更に被告は原告が本件売買契約並に右契約が詐害行為に当ることを覚知したのは昭和二十七年五月二十日項であるから、爾後二ケ年の経過により詐害行為取消権はその時効により消滅している旨主張するのでその点につき判断するに、被告主張の日時までに原告が本件売買につき取消原因の存することを覚知した事実は、被告の全立証、その他本件に顕れた全証拠によるもこれを認めるに足りない。もつとも原告は右売買の事実を同二十八年四月十四日知つた旨自認するけれども、詐害行為に於てその原因を覚知した日とは単に原因となる事実を知るを以つては足りずその行為につき取消し得べき要件の存することを知つた日から時効は進行すると解すべきところ、前掲渡辺清一の証言(第一回)によればその日は同三十年八月十六日と認定されるので、同日から本訴提起の昭和三十二年二月十六日及び請求の趣旨拡張申立の日である同年五月十三日迄満二ケ年を経過していないことは計数上明かであるから被告の右抗弁も亦理由がないものとして採用することはできない。

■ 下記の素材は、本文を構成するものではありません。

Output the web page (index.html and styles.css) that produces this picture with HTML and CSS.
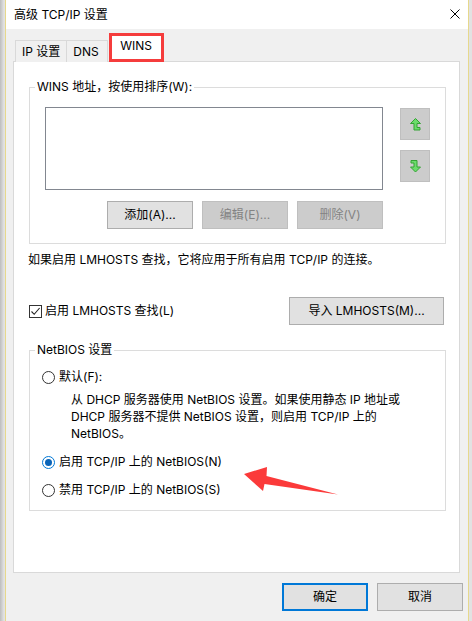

以上認定の事実によれば訴外津志田安喜と被告間の本件不動産の売買契約は詐害行為として取消しを免れず、しかも成立につき争なき甲第二号証の一乃至四の記載によれば、本件不動産は現在被告が更に転売して訴外森トヨ、同津志田テイの各所有に属しているので右不動産の所有権を回復することが困難であると認められる従つて被告は悪意の受益者として本件不動産の返還に代えて右不動産の売買当時の価格三百一万三千五百三十円(右価格は被告に於て明に争わないので自白したものと看倣す)の範囲内で原告の前記国税債権相当額を原告に支払うべき義務があるものと云わねばならない。
よつて原告が右売買契約を滞納租税金額の限度で取消しを求め、且つ被告に対し租税債権相当額である金百五十九万八千百九十一円及び内百四十六万三千三百一円に対する訴状送達の翌日であることが記録上明かな昭和三十二年三月六日から内十三万四千八百九十円に対する請求の趣旨拡張の申立書送達の翌日であることが記録上明かな同年五月二十一日から各完済迄年五分の割合による遅延損害金の支払を求める本訴請求は理由があるのでこれを認容することとし、訴訟費用の負担につき民事訴訟法第八十九条を適用して主文のとおり判決する。